Last week I wrote about the absurdity of the F.H.A's mortgage insurance - requiring only 3.5% down payments and insuring mortgages up to $739k! CalculatedRisk followed up with a post titled "Possible Changes to FHA Insured Mortgages," where they summarize 4 possible changes, as outlined by the San Francisco Chronicle, that may help shore up the FHA. Let's focus on this one, emphasis mine:
"Currently, FHA charges an "up-front" mortgage insurance premium of 1.75 percent of the loan amount. Most borrowers roll that into their loan and finance it. FHA also charges an annual premium, paid in monthly installments, of either 0.5 percent or 0.55 percent, depending on the down payment. To rebuild reserves, FHA could ... raise the up-front premium to 2 percent or as high as the current statutory maximum of 2.25 percent. It could also raise the annual fee..."
Ummm - the first thing the FHA could do, in lieu of raising the up-front premium, is actually CHARGE an up front premium! There is no way that the lender (the bank) is paying this fee to the FHA up front, right? If the FHA is charging an insurance fee that gets rolled into the mortgage which it itself is insuring, well then, they aren't going to collect that fee on defaults! Plug it into Excel and you'll get a circular reference error. Divide by zero. Does not compute. The borrowers are essentially paying the FHA with their own money! I guess the FHA will make up for it in volume...
If the FHA doesn't want to actually charge this fee up front, then they will likely have to raise the insurance fee - as buyers who default will not end up paying the full fee. Who am I kidding - they'll likely have to raise the insurance fee anyway, as their actual default results cannot be in line with what they expected!

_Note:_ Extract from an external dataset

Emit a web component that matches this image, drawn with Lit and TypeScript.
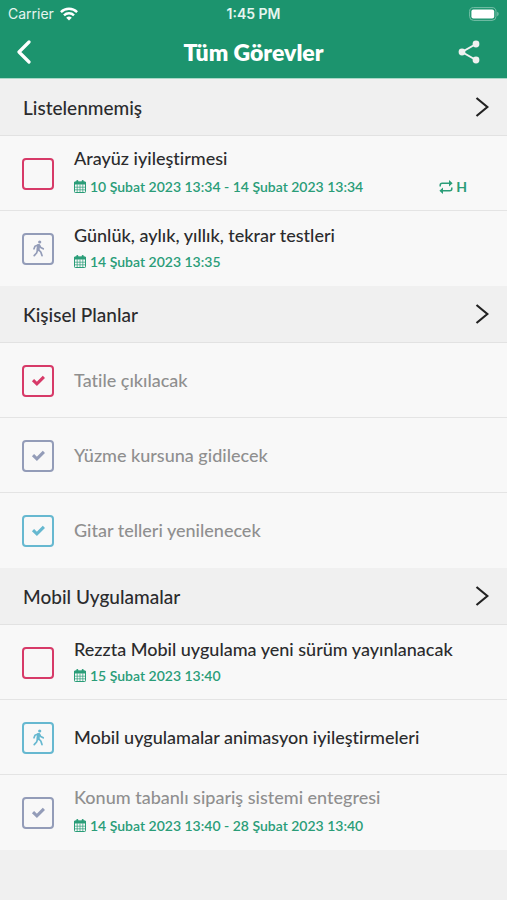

If the FHA doesn't want to actually charge this fee up front, then they will likely have to raise the insurance fee - as buyers who default will not end up paying the full fee. Who am I kidding - they'll likely have to raise the insurance fee anyway, as their actual default results cannot be in line with what they expected!
-KD
2 comments:
I don't see why it matters if they collect that fee on defaults or not.

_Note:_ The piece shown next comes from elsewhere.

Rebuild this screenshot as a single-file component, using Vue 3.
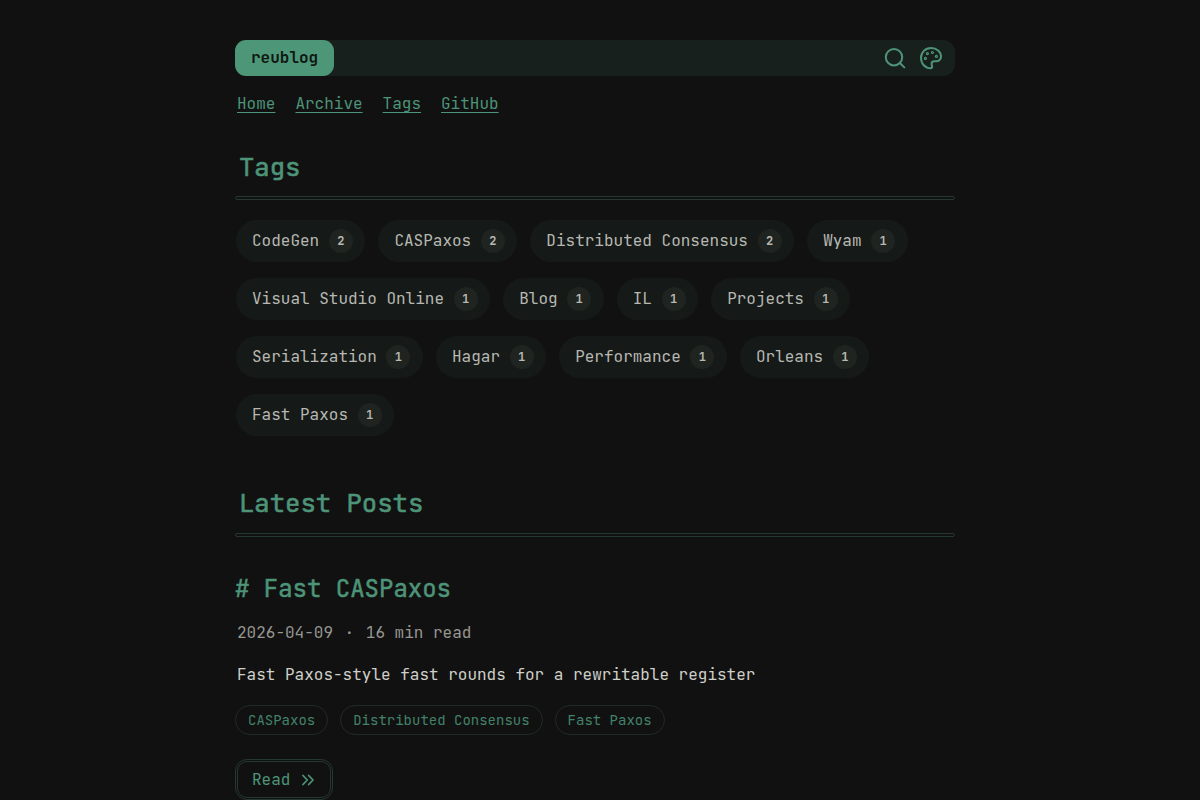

I think it is more important that the amount made by the premium on all good loans is roughly equal to the losses from defaults. Isn't that the purpose of the premium?
Where the premium money comes from should be moot provided the above holds.
yes Duff - the key to insurance is that your premiums cover the claims.
there is something incredibly f'd up, though, about the FHA insuring a mortgage that has the insurance fee rolled/capitalized into it.